(Collected data entries)
------------

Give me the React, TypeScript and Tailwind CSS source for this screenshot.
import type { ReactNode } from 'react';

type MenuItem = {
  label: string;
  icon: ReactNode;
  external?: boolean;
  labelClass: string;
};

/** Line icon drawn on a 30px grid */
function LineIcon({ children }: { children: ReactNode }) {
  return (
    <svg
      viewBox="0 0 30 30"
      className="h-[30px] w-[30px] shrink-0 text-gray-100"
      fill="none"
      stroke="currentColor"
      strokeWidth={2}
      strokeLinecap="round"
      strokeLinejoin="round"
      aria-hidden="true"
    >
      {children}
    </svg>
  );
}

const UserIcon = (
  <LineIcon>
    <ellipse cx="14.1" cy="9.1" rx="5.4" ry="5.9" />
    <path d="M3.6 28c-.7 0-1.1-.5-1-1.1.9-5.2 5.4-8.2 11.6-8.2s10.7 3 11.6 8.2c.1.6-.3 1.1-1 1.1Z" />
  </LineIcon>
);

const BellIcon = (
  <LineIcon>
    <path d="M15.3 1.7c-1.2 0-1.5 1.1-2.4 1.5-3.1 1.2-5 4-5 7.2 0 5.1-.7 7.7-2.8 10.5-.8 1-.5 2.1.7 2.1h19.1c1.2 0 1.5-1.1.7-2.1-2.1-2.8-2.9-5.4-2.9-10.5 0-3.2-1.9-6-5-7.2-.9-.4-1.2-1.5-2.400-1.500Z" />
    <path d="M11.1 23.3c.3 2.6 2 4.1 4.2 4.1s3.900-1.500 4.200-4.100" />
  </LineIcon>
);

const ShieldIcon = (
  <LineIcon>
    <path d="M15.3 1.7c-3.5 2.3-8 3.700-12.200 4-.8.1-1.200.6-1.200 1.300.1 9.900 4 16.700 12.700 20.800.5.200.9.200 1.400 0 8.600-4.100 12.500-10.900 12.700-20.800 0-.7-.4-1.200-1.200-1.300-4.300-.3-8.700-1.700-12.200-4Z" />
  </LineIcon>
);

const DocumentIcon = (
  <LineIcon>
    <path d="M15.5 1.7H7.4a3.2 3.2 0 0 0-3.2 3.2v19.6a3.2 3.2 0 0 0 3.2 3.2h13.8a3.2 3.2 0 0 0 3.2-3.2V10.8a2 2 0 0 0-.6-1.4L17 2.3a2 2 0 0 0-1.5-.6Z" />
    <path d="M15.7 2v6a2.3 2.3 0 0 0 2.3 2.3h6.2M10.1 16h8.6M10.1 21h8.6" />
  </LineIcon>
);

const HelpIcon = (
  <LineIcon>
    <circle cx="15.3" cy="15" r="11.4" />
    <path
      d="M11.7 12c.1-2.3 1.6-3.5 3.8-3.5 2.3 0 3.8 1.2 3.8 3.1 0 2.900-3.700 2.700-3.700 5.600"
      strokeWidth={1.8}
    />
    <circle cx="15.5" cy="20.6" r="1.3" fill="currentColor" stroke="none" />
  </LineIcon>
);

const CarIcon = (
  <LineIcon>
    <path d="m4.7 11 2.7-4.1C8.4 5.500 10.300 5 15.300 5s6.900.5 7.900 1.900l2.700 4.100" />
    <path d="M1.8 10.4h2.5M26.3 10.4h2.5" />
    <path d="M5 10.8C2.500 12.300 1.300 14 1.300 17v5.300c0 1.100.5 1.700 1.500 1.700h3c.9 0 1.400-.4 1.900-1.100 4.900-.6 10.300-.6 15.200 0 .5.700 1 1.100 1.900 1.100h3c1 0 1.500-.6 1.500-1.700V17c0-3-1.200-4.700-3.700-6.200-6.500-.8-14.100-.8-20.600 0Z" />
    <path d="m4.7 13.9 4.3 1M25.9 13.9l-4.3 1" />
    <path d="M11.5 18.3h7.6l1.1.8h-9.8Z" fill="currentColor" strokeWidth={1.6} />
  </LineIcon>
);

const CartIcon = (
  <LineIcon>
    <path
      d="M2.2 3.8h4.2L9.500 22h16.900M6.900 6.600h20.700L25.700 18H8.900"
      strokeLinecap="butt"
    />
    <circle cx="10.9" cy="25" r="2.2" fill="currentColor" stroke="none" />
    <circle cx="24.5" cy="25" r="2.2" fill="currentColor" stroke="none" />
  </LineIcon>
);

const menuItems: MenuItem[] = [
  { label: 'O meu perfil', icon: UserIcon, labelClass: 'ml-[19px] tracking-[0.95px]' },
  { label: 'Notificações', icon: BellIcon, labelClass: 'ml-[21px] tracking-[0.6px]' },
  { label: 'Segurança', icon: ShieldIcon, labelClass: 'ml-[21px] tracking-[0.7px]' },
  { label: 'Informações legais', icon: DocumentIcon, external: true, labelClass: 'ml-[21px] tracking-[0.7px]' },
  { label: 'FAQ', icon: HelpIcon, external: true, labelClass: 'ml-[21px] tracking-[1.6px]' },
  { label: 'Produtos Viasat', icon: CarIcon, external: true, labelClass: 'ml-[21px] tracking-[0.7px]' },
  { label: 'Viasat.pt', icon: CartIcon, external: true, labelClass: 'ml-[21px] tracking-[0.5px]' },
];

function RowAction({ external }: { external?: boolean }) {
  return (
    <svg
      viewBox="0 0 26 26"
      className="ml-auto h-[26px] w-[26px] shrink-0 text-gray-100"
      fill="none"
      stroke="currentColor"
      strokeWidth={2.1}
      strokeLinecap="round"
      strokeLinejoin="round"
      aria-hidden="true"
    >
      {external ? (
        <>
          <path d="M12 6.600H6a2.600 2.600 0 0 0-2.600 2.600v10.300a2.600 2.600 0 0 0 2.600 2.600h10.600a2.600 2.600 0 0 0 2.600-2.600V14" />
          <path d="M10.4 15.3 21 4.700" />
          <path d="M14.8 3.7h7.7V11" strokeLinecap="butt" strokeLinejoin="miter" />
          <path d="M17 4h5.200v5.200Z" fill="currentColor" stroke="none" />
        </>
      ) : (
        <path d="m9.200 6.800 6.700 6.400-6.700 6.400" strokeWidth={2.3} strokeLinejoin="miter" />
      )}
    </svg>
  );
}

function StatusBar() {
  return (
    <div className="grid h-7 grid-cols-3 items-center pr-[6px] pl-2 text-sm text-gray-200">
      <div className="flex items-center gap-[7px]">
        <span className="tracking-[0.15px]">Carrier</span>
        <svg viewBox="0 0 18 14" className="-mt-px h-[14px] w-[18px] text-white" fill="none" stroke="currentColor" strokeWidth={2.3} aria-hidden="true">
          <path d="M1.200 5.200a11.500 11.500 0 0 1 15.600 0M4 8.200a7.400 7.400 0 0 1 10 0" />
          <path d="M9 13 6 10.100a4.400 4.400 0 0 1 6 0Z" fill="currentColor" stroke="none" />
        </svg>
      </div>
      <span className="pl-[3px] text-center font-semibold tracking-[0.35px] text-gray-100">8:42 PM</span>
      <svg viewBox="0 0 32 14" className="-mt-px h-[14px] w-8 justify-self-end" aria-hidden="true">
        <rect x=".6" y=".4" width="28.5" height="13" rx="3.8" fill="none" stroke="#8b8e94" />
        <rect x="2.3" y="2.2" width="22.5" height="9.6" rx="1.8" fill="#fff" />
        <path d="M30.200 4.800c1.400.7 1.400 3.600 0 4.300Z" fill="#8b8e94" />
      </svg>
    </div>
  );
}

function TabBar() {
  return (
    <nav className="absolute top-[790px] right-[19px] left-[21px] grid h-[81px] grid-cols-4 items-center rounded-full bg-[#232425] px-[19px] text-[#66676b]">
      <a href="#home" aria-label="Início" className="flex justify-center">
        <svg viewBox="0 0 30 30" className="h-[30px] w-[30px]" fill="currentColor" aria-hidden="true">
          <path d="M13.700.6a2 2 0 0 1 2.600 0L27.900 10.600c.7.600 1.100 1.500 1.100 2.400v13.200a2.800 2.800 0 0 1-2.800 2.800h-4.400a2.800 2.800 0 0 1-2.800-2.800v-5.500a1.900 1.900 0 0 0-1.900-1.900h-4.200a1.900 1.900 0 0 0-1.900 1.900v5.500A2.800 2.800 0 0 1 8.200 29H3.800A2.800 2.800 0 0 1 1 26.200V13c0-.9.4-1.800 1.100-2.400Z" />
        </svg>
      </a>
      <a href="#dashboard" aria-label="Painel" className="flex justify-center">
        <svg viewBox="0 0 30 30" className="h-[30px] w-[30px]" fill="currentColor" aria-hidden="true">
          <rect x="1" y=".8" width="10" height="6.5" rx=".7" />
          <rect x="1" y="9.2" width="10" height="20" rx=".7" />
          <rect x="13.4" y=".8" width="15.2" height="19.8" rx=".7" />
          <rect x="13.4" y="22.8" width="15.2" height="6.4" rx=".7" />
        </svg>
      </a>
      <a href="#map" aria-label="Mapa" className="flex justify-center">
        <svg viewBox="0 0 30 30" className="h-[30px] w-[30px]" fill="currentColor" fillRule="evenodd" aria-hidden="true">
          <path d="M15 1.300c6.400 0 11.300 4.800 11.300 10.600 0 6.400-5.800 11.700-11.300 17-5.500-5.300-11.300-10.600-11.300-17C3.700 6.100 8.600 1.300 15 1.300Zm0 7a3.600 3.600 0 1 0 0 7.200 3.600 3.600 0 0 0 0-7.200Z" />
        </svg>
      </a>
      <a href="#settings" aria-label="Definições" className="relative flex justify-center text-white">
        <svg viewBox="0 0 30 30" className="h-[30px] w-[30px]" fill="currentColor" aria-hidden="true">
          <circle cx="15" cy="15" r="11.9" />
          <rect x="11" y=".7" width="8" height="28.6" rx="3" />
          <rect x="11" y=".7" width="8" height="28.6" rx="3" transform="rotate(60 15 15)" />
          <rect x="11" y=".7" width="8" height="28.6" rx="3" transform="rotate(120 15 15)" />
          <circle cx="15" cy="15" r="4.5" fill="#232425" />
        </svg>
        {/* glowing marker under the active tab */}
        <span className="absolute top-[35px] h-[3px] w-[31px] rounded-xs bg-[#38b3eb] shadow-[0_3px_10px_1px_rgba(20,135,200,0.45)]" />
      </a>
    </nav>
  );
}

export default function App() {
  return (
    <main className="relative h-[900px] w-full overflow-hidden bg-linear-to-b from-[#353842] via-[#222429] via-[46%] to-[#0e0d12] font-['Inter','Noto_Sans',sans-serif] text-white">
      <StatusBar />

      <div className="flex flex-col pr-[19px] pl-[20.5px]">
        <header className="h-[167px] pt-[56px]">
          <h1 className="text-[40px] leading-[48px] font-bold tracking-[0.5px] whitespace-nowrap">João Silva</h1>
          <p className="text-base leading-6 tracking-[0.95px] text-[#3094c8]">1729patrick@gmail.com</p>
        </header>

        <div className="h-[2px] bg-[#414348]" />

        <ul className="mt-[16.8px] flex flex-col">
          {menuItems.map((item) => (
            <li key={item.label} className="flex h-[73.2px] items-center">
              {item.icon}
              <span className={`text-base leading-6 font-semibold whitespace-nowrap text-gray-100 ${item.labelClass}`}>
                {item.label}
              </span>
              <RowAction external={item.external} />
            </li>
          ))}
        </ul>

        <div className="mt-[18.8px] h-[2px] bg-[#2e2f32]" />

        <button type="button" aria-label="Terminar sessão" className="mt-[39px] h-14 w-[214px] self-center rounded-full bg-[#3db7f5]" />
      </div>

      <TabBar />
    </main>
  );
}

------------

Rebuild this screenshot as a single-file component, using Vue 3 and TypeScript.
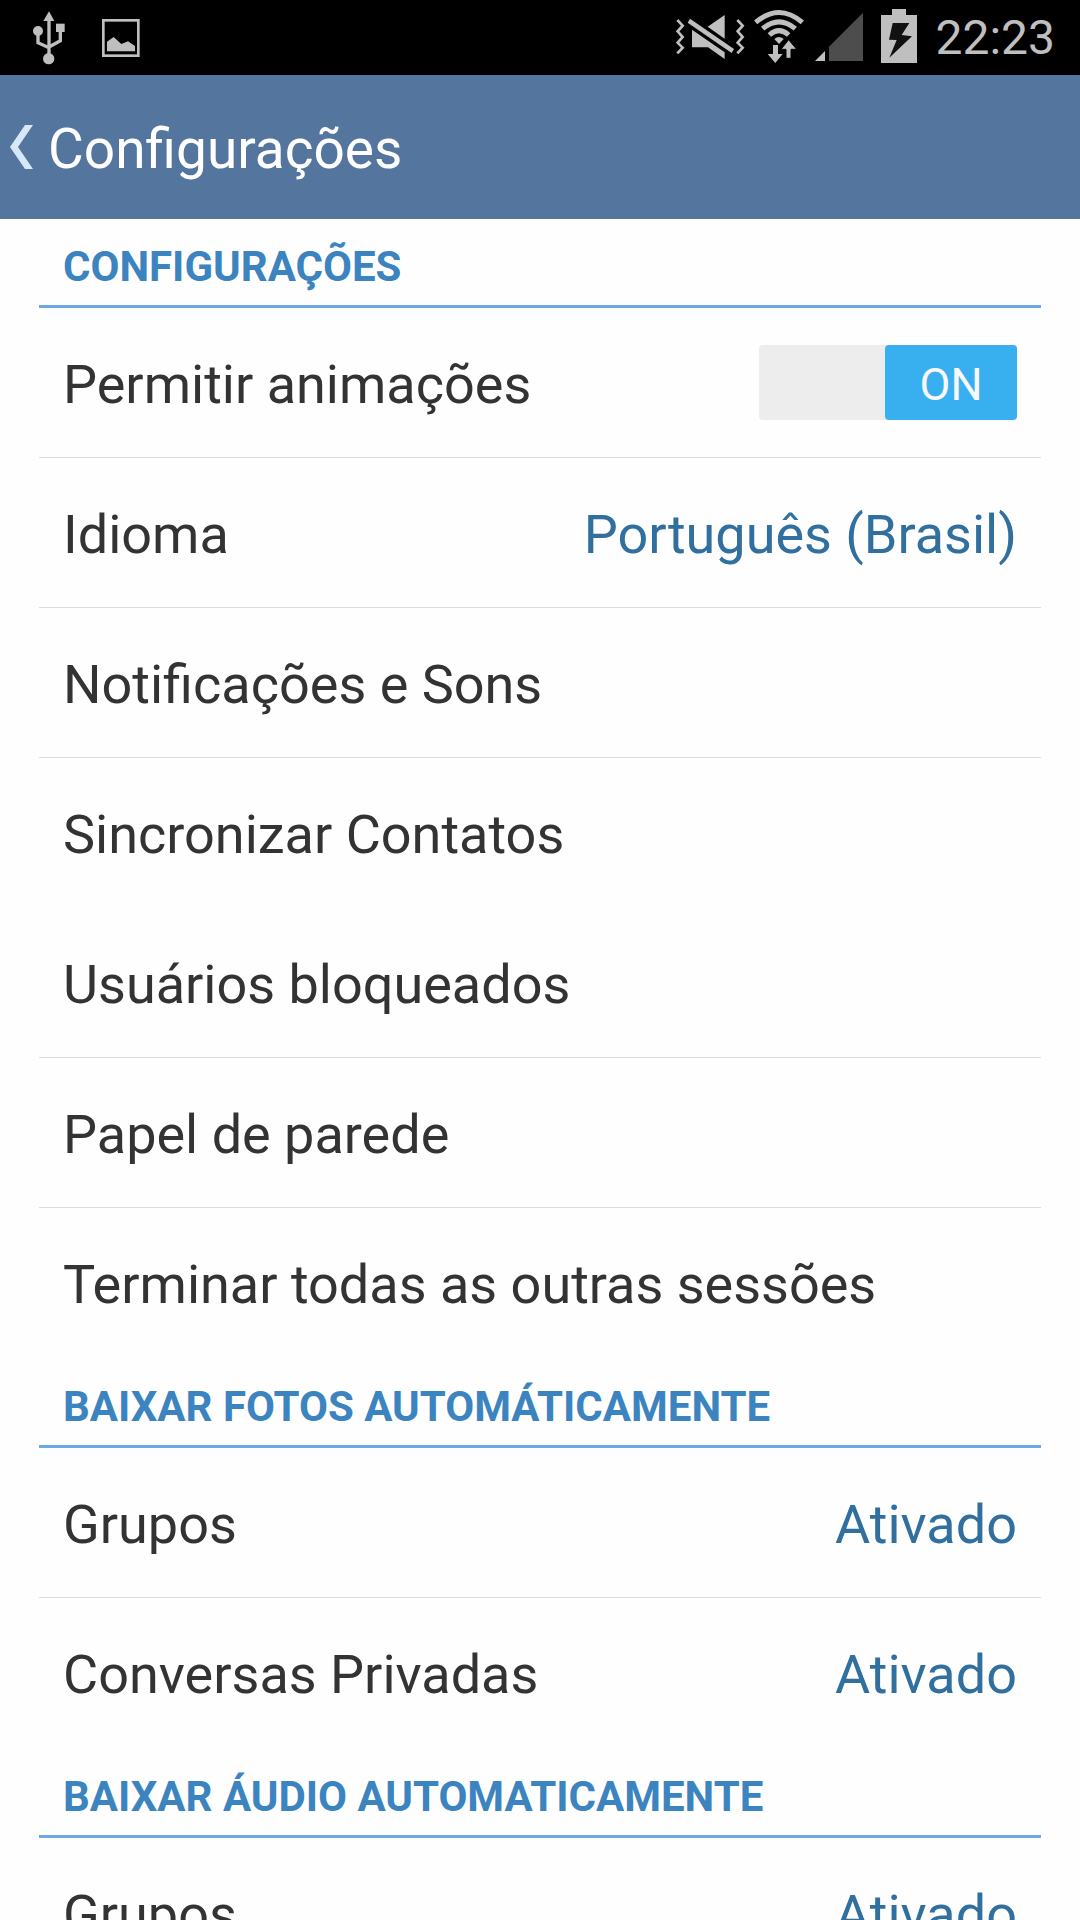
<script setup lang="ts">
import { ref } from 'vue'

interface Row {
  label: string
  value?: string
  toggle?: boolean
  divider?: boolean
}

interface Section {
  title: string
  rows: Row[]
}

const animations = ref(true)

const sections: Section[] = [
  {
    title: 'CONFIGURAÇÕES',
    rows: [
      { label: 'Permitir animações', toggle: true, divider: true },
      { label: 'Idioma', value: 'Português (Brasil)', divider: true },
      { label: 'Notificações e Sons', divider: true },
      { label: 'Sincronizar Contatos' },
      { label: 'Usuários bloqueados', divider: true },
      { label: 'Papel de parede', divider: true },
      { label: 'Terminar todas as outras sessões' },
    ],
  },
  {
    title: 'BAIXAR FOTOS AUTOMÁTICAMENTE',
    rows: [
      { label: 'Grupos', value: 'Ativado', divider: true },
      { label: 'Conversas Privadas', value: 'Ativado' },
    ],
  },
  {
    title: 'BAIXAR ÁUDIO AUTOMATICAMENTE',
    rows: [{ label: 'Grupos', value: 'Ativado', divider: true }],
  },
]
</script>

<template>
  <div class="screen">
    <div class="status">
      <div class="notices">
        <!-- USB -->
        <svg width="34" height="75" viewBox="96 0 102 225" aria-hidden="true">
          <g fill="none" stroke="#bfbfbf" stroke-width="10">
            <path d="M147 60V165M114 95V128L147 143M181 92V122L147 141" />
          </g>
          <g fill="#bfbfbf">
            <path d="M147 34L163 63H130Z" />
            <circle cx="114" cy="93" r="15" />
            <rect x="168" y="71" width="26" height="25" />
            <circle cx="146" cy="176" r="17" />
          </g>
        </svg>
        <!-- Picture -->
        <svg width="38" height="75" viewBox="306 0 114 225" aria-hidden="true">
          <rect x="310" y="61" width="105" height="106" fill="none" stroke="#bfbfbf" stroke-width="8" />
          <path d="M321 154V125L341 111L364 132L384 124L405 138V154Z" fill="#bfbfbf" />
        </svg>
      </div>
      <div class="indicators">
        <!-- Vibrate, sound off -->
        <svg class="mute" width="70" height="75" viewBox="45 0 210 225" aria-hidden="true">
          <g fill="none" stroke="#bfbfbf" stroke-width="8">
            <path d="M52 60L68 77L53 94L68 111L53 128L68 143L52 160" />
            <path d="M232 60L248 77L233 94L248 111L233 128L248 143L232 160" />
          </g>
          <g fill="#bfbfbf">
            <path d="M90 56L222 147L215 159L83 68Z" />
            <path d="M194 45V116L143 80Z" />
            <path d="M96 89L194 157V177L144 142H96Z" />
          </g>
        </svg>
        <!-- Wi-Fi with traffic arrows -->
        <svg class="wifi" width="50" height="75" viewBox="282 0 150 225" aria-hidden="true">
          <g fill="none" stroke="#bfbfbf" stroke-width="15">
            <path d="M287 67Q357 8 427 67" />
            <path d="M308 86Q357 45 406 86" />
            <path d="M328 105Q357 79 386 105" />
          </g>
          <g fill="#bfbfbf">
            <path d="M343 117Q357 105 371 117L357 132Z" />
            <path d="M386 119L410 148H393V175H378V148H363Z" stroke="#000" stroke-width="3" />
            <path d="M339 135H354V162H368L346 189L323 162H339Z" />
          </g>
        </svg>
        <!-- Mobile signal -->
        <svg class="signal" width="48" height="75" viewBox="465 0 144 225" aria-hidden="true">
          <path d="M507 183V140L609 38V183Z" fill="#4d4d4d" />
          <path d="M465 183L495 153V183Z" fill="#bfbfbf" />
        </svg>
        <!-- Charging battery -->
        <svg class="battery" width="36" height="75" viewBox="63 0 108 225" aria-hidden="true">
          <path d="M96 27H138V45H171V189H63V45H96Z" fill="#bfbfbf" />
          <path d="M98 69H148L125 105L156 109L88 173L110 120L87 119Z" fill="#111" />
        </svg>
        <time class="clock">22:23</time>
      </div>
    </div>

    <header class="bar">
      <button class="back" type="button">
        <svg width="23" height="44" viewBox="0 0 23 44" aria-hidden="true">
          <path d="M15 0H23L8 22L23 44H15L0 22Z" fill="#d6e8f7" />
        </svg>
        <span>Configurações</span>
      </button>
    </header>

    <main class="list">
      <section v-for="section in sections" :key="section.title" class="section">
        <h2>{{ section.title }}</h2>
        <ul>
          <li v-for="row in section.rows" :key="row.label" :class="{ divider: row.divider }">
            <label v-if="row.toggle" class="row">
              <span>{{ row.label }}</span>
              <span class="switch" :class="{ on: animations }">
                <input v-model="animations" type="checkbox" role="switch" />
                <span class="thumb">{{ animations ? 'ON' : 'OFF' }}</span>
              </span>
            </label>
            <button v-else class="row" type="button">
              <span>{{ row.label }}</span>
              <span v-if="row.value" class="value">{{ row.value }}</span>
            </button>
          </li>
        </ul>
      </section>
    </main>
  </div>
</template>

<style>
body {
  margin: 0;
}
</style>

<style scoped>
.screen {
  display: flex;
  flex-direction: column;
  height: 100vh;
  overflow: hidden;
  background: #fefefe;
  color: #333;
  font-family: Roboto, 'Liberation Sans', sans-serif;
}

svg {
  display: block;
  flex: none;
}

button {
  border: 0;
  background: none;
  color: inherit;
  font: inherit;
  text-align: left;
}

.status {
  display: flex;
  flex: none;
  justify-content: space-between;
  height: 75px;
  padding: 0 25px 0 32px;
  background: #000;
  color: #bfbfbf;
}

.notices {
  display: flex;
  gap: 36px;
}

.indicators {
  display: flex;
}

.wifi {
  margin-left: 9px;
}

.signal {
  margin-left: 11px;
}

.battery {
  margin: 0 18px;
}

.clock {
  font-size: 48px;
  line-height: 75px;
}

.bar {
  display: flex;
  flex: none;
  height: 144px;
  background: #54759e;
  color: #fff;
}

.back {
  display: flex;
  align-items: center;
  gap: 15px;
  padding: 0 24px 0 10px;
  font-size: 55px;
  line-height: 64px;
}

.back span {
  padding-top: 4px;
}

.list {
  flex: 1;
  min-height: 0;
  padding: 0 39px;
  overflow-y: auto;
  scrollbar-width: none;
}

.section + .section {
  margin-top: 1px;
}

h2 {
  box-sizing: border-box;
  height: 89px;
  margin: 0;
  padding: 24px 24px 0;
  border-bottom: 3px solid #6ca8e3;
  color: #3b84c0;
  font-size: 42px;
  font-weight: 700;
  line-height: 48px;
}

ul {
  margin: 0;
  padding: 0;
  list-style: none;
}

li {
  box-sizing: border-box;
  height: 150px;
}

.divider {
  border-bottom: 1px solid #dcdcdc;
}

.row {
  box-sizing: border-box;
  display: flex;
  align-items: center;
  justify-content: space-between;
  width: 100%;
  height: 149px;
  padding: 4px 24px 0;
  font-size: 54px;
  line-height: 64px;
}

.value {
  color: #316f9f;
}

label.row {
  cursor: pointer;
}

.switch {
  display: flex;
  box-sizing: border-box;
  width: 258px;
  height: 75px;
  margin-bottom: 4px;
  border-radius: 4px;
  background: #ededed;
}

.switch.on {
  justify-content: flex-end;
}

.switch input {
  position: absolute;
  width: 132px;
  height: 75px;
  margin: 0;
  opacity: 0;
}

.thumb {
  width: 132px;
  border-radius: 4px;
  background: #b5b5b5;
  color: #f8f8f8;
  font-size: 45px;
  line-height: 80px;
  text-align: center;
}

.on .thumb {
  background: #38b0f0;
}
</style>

------------

## EXERCISE GOAL
Which lines of the material contain the string "TypeScript"? List each of them.

## RESPONSE
Give me the React, TypeScript and Tailwind CSS source for this screenshot.
Rebuild this screenshot as a single-file component, using Vue 3 and TypeScript.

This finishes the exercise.